Rond 17u trekt zij in looppas de voetbrug over en verrast zij de mannen van de genie die in slaap zijn gevallen bij de vrachtwagens waarop zij hun wapens hadden neergelegd. De Duitsers vallen onmiddellijk het vak van het 1ste bat. van het 2de linie binnen en overrompelen de 1ste comp., vallen de 3de comp. aan waarvan kapitein-commandant Vanden Driessche wordt gekwetst wanneer hij zich tracht te verzetten, vervolgens worden ze door de naar achteren geplaatste 2de comp. afgeremd en uiteindelijk moeten ze stoppen voor het II bat. dat op de 2de echelon staat opgesteld.

Omdat de voetbrug zich op de grenslijn bevindt van de twee regimenten die op de vuurlijn vertoeven, wordt het III bat.van het 23ste linie eveneens aangevallen maar zij 11de comp. trekt er van door en laat het kanaal in de steek.

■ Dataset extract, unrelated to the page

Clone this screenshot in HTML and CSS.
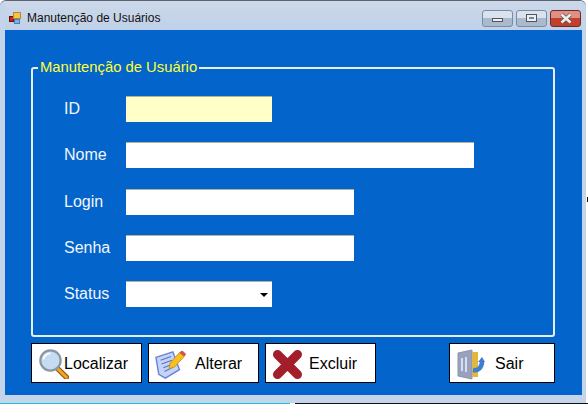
FILE: index.html
```html
<!DOCTYPE html>
<html lang="pt-BR">
<head>
    <meta charset="UTF-8">
    <meta name="viewport" content="width=device-width, initial-scale=1.0">
    <title>Manutenção de Usuários</title>
    <link rel="stylesheet" href="styles.css">
</head>
<body>
    <div class="window">
        <div class="title-bar">
            <svg class="app-icon" width="13" height="13" viewBox="0 0 13 13">
                <rect x="0.5" y="4.5" width="4" height="5" fill="#c22" stroke="#611"/>
                <rect x="4.5" y="0.5" width="7" height="6" fill="#f5c542" stroke="#b58a2a"/>
                <rect x="5.5" y="7.5" width="5" height="4" fill="#7db2e8" stroke="#4a7eb8"/>
            </svg>
            <span class="title-text">Manutenção de Usuários</span>
            <div class="win-buttons">
                <div class="win-btn"><span class="min-glyph"></span></div>
                <div class="win-btn"><span class="max-glyph"></span></div>
                <div class="win-btn close-btn">
                    <svg width="14" height="11" viewBox="0 0 14 11"><path d="M2.5 1.5l9 8M11.500 1.5l-9 8" stroke="#555" stroke-width="4" fill="none"/><path d="M2.5 1.5l9 8M11.500 1.5l-9 8" stroke="#eee" stroke-width="2.6" fill="none"/></svg>
                </div>
            </div>
        </div>

        <div class="client">
            <fieldset class="group">
                <legend>Manutenção de Usuário</legend>
                <div class="form-rows">
                    <div class="form-row">
                        <label>ID</label>
                        <input class="field field-id" type="text">
                    </div>
                    <div class="form-row">
                        <label>Nome</label>
                        <input class="field field-long" type="text">
                    </div>
                    <div class="form-row">
                        <label>Login</label>
                        <input class="field field-mid" type="text">
                    </div>
                    <div class="form-row">
                        <label>Senha</label>
                        <input class="field field-mid" type="text">
                    </div>
                    <div class="form-row">
                        <label>Status</label>
                        <div class="field field-combo"><span class="combo-arrow"></span></div>
                    </div>
                </div>
            </fieldset>

            <div class="actions">
                <button class="btn btn-localizar">
                    <svg width="30" height="30" viewBox="0 0 34 34">
                        <path d="M22 23l9 9" stroke="#8a5a10" stroke-width="6" stroke-linecap="round"/>
                        <path d="M22 23l9 9" stroke="#f5a623" stroke-width="3.5" stroke-linecap="round"/>
                        <circle cx="13" cy="13" r="11.5" fill="#c6dcf2" stroke="#8b97a5" stroke-width="2.5"/>
                        <path d="M5 12a8 8 0 0 1 8-7" stroke="#fff" stroke-width="2" fill="none"/>
                    </svg>
                    <span>Localizar</span>
                </button>
                <button class="btn btn-alterar">
                    <svg width="32" height="32" viewBox="0 0 34 34">
                        <path d="M1 10l18-6 7 19-15 9-7-4z" fill="#c4d4f6" stroke="#6a82d8" stroke-width="1.5"/>
                        <path d="M6 13l11-4M7 17l11-4M9 21l10-4M10 25l8-4" stroke="#5a72c8" stroke-width="1.2"/>
                        <path d="M15 22l1-6L26 5l5 4-10 11z" fill="#f5c020" stroke="#c89020"/>
                        <path d="M26 5l2-2c2 0 4 2 5 4l-2 2z" fill="#d8504a"/>
                    </svg>
                    <span>Alterar</span>
                </button>
                <button class="btn btn-excluir">
                    <svg width="31" height="31" viewBox="0 0 31 31">
                        <path d="M5.500 5.500l20 20M25.500 5.500l-20 20" stroke="#a31d2a" stroke-width="9" stroke-linecap="round"/>
                    </svg>
                    <span>Excluir</span>
                </button>
                <button class="btn btn-sair">
                    <svg width="29" height="31" viewBox="0 0 29 31">
                        <path d="M1 4l14-3v29l-14-3z" fill="#98a2c0" stroke="#8a94b0"/>
                        <path d="M15 3h6v25h-6z" fill="#e0b840"/>
                        <path d="M5 9v13M9 8v15" stroke="#d8deec" stroke-width="2"/>
                        <path d="M16 21c6 1 9-3 9-9" stroke="#3f7fd0" stroke-width="4.500" fill="none"/>
                        <path d="M21 13l4-5 3 5z" fill="#3f7fd0"/>
                    </svg>
                    <span>Sair</span>
                </button>
            </div>
        </div>
    </div>
    <div class="bottom-line"><span class="size-handle"></span></div>
    <span class="side-handle"></span>
</body>
</html>
```

FILE: styles.css
```css
html, body {
    margin: 0;
    padding: 0;
}

body {
    position: relative;
    width: 588px;
    height: 404px;
    overflow: hidden;
    background: #fff;
    font-family: "Liberation Sans", Arial, sans-serif;
}

.window {
    width: 586px;
    height: 403px;
    box-sizing: border-box;
    padding: 0 4px 8px 5px;
    display: flex;
    flex-direction: column;
    background: #c4d4ea;
    border-top: 1px solid #5b6470;
    border-radius: 6px 6px 0 0;
}

.title-bar {
    height: 29px;
    flex: none;
    box-sizing: border-box;
    padding-top: 5px;
    display: flex;
    align-items: center;
    background: linear-gradient(#cdd9ea, #bfd0e8);
}

.app-icon {
    margin: 0 5px 0 4px;
}

.title-text {
    font-size: 12px;
    color: #111;
}

.win-buttons {
    margin-left: auto;
    margin-right: 1px;
    display: flex;
    gap: 3px;
}

.win-btn {
    width: 29px;
    height: 15px;
    border: 1px solid #7d8aa0;
    border-radius: 3px;
    background: linear-gradient(#d9e3f0 50%, #a9bacf 50%);
    display: flex;
    align-items: center;
    justify-content: center;
}

.close-btn {
    border-color: #6e2a2a;
    background: linear-gradient(#e08f80 45%, #c0402c 50%);
}

.min-glyph {
    width: 9px;
    height: 2px;
    background: #eee;
    border: 1px solid #555;
    margin-top: 3px;
}

.max-glyph {
    width: 5px;
    height: 2px;
    background: #6a8ab0;
    border: 2px solid #eee;
    outline: 1px solid #555;
}

.client {
    flex: 1;
    background: #0364cc;
    padding: 30px 27px 0 26px;
}

.group {
    margin: 0;
    padding: 0;
    height: 277px;
    box-sizing: border-box;
    border: 2px solid #e6eef5;
    border-radius: 3px;
    min-width: 0;
}

legend {
    padding: 0 2px;
    margin-left: 5px;
    font-size: 14.8px;
    line-height: 15px;
    color: #ffff33;
}

.form-rows {
    padding: 21px 0 0 31px;
}

.form-row {
    height: 26px;
    margin-bottom: 20.25px;
    display: flex;
    align-items: center;
}

.form-row label {
    width: 62px;
    font-size: 16px;
    color: #f2f6fb;
}

.field {
    height: 26px;
    box-sizing: border-box;
    border: none;
    border-top: 1px solid #b5b09a;
    padding: 0;
    background: #fff;
}

.field-id {
    width: 146px;
    background: #ffffc8;
}

.field-long {
    width: 348px;
}

.field-mid {
    width: 228px;
}

.field-combo {
    width: 146px;
    display: flex;
    align-items: center;
    justify-content: flex-end;
    padding-right: 4px;
}

.combo-arrow {
    width: 0;
    height: 0;
    border-left: 4px solid transparent;
    border-right: 4px solid transparent;
    border-top: 4px solid #000;
}

.actions {
    margin-top: 6px;
    display: flex;
    gap: 6px;
}

.btn {
    height: 40px;
    box-sizing: border-box;
    border: 1px solid #000;
    background: #fff;
    padding: 2px 0 0;
    display: flex;
    align-items: center;
    font-family: "Liberation Sans", Arial, sans-serif;
    font-size: 16px;
    color: #000;
}

.btn svg {
    flex: none;
}

.btn-localizar,
.btn-alterar,
.btn-excluir {
    width: 111px;
}

.btn-localizar svg {
    margin-left: 7px;
}

.btn-localizar span {
    margin-left: -5px;
}

.btn-alterar svg,
.btn-excluir svg {
    margin-left: 6px;
}

.btn-alterar span {
    margin-left: 8px;
}

.btn-excluir span {
    margin-left: 6px;
}

.btn-sair {
    width: 106px;
    margin-left: auto;
}

.btn-sair svg {
    margin-left: 7px;
}

.btn-sair span {
    margin-left: 9px;
}

.bottom-line {
    position: relative;
    height: 1px;
    background: linear-gradient(90deg, #1cc4d4 290px, #111 290px);
}

.size-handle {
    position: absolute;
    left: 290px;
    top: 0;
    width: 5px;
    height: 1px;
    background: #fff;
}

.side-handle {
    position: absolute;
    left: 587px;
    top: 197px;
    width: 1px;
    height: 5px;
    background: #111;
}
```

Intussen herstelt kolonel Devloo de verdedigingslijn van zijn 2de linie door er de 9de comp. in onder te brengen die zich bij zijn 3de erg toegetakeld compagnie aansluit, terwijl kolonel Dendal van het 23ste linie zich naar het kanaal begeeft waarvan hij de dijk opnieuw doet bezetten en er door het II bat. van kapitein-commandant Oborski een defensieve hoek laat vormen.

Op 24 mei overlijd Eeklonaar Albrecht Spittael te Brugge aan opgelopen verwondingen. Hij was sergeant bij het 3de linie , II bat. 7de comp.

krijgsgevangenen worden ondervraagd door een Duitse militair.

Bertrand Vande Velde, soldaat bij het 2de linie , 3de comp.

Sneuvelde te Waarschoot op 24 mei.

24 mei 1940, Bertrand Van de Velde overlijdt tijdens een verre patrouille te Waarschoot..., Bertrand werd met een 6-tal man op patrouille gestuurd richting Stoktevijver - Waarschoot doch opgesteld met zijn gevechtsgroep even buiten het gehucht van Stoktevijver werden deze op 24 mei omstreeks 18u00 krijgsgevangen genomen en afgevoerd richting Waarschoot, daar aangekomen werden zij zoals  talrijke andere krijgsgevangenen door eigen artillerie beschoten (de Belgische artillerie schoot toen een spervuur af op alle invalswegen naar het kanaal toe) hij overleed ter plaatse.